Who charges $US6,700 for a second hand donk, that’s madness!!
Bolt it together (correctly), fire it up and send it on its way

I’m yet to visit Hawaii (would love to, invite me!!)
 
#49 · (Edited)
Oh, should have checked your location. Does it need to be drivable to ship?

But yeah as Craig says, just bolt it together in all the right places. Just has to get to your mates house. He/she can always pull it apart again ...
Pete
ps: yeah that engine price is a rip off. They are $500 a piece at most. Alfa made millions of them
 
#51 ·
Aloha Everyone,

The $6,700 was what my Friend said, maybe I misunderstood him.

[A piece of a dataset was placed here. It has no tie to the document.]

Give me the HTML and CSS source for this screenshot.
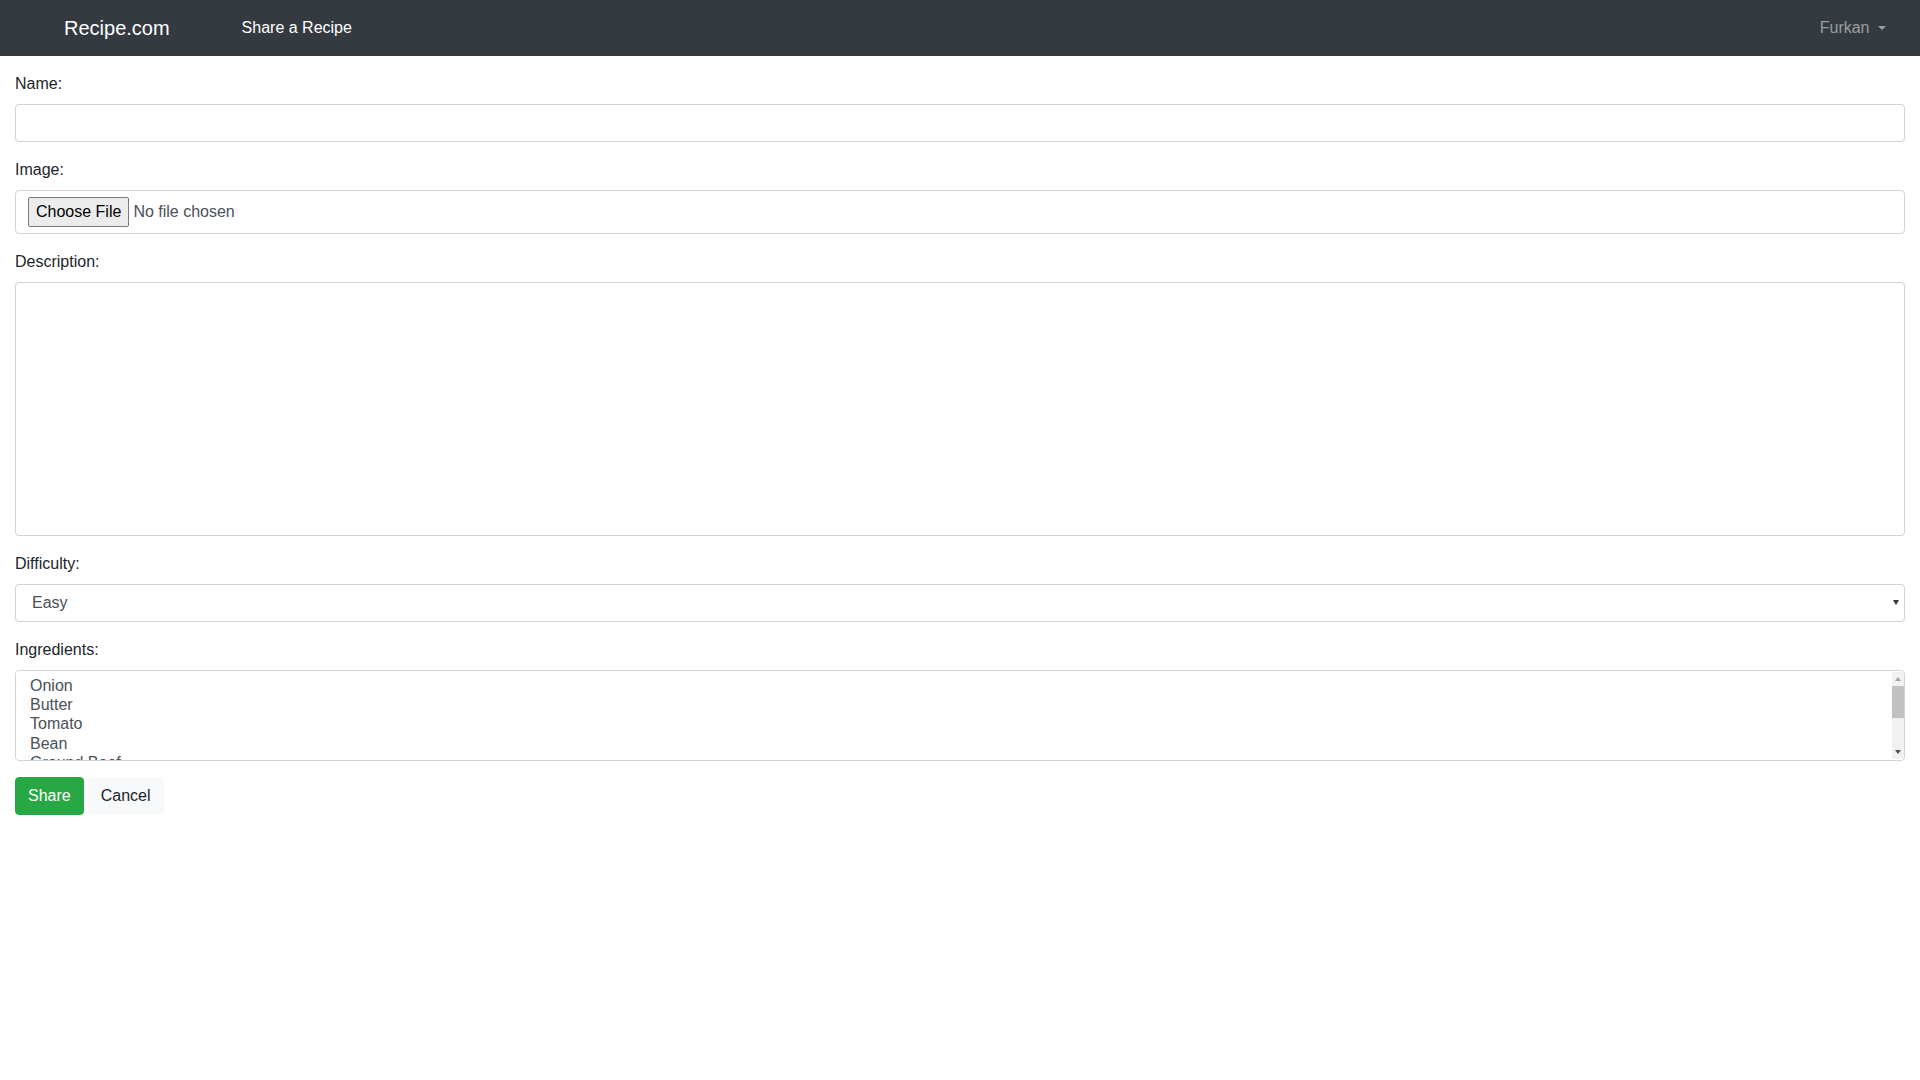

So I've gone ahead and continued cleaning the Head Bolts and...Bores?...Sleeves?...Linings?....what's the proper term here? I covered the block with a taped-down cardboard "template" (via Vin's headbolt tapping post) when I cleaned/sanded the bolts, then shop-vac'd and wiped/cleaned/oiled bolts well before removing it. Then used engine degreaser, toothbrush and scrubby to clean piston tops and sleeves, shop-vac'd the fluid up using small nozzle to really vacuum around piston edges, sucking up fluid/particles "up" from around the pistons. Repeated with WD40....spray, scrub, vacuum, suction, wipe with brand new terry towels, q-tips around piston edges; repeat until no rust/grime evident in WD40.

Then I cranked Cshaft and continued the cleaning process slow and carefully.

1, 2 & 3 seem real good and clean, no issues. 4 however has some significant rust buildup that I'll try and proceed slowly and carefully to remove with nylon kitchen-scrubbie unless you all tell me not too. Pics included here, but the major rust on 4 is not noticeable on the closeup. The rust is mostly on the driver's side of the cylinder and due to sunlight, not "picture friendly". Will take a pic later when the sunlight is more accommodating.

(I have not cleaned the block surface on the passenger side yet.)

Once again, Mahalo to all of you for your help.